The end of August is always a tough time because it means BACK TO SCHOOL. I dreaded those words as a kid because they meant spending long days of pretending not to notice the kids calling me Four Eyes or wondering aloud why I never combed my hair. (Answer: I DID comb my hair. My hair has its own agenda, though, and it is not amenable to persuasion.) Now, back to school means stacks and stacks and stacks of grading on top of wondering whether my hair is presentable enough that students won't gripe about it being distracting when they fill out their evaluations.
One of the few things that makes this time of year better is fresh peaches: sweet, meltingly tender, juicy peaches. We had a few peach trees when I was a kid and I remember spending the last few days of summer vacation helping blanch, skin, and slice pints of peaches for the freezer so we'd have a little summer sweetness all year round.

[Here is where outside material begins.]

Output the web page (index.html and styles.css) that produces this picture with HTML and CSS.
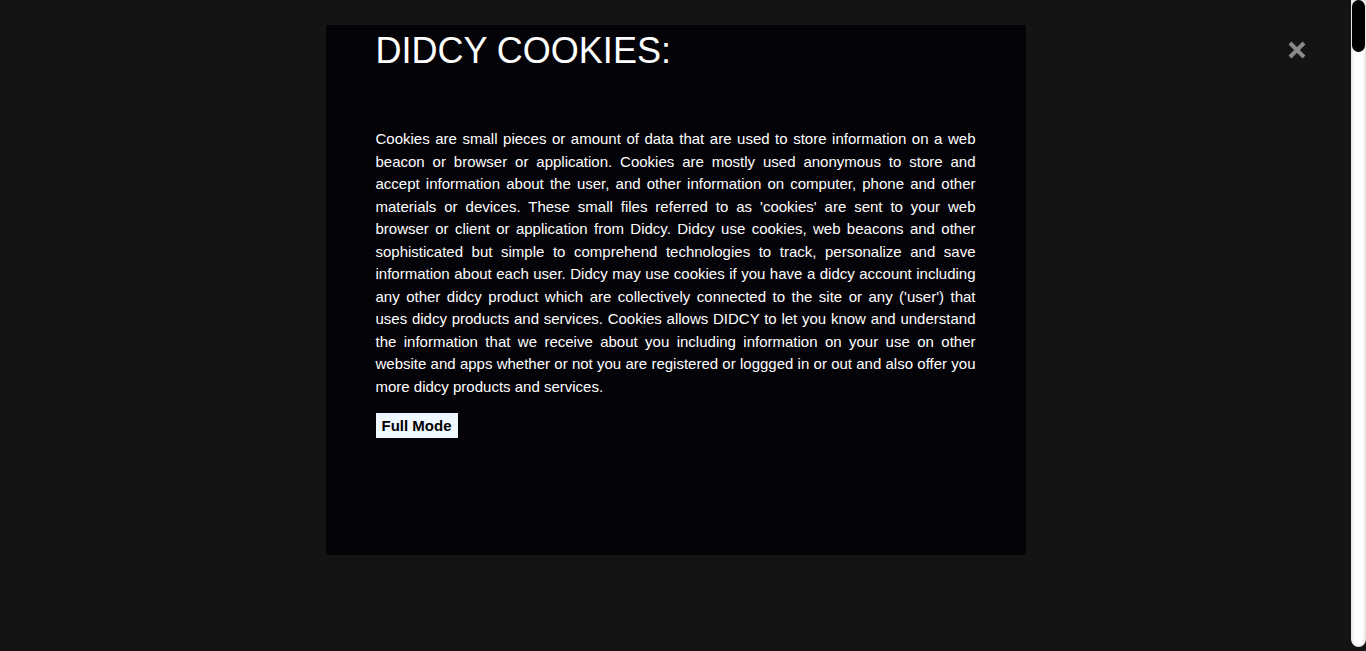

This is the long way of saying that today I'm writing about peaches. Today's entry comes from the 1955 pamphlet "Quick Dishes for the Woman in a Hurry." Of course, this is a cookbook from the '50s, so we're not talking about fresh peaches. Canned was the way to go:
Okay, how about canned peaches stuffed with a "horse-radish"-flavored cream cheese and mayo blend? With celery and green peppers mixed in for good measure? I'm sure my well-documented aversion to condiments makes this sound especially repulsive to me, but I have a hard time imagining that this particular combination sounds good to too many other people either. Even giving the peaches a bit of blush with red food coloring and a sweet glaze of sour cream, cranberry jelly, and peach "sirup" isn't enough to save this idea.
Maybe canned pears are a better accompaniment to horseradish mayo? If you think so, try the Pear Blush Salad. (Not included: a third variation called Apricot Salad. I'll bet you can't guess the recipe for that one!)
(Okay, actually I bet you can. I was being sarcastic.)
(I'm pretty sure you knew I was being sarcastic. I like to step on my own jokes sometimes-- crush their little spines because they're so weak to begin with. I'm sadistic that way.)
(But not sadistic enough to make this recipe. So there's that.)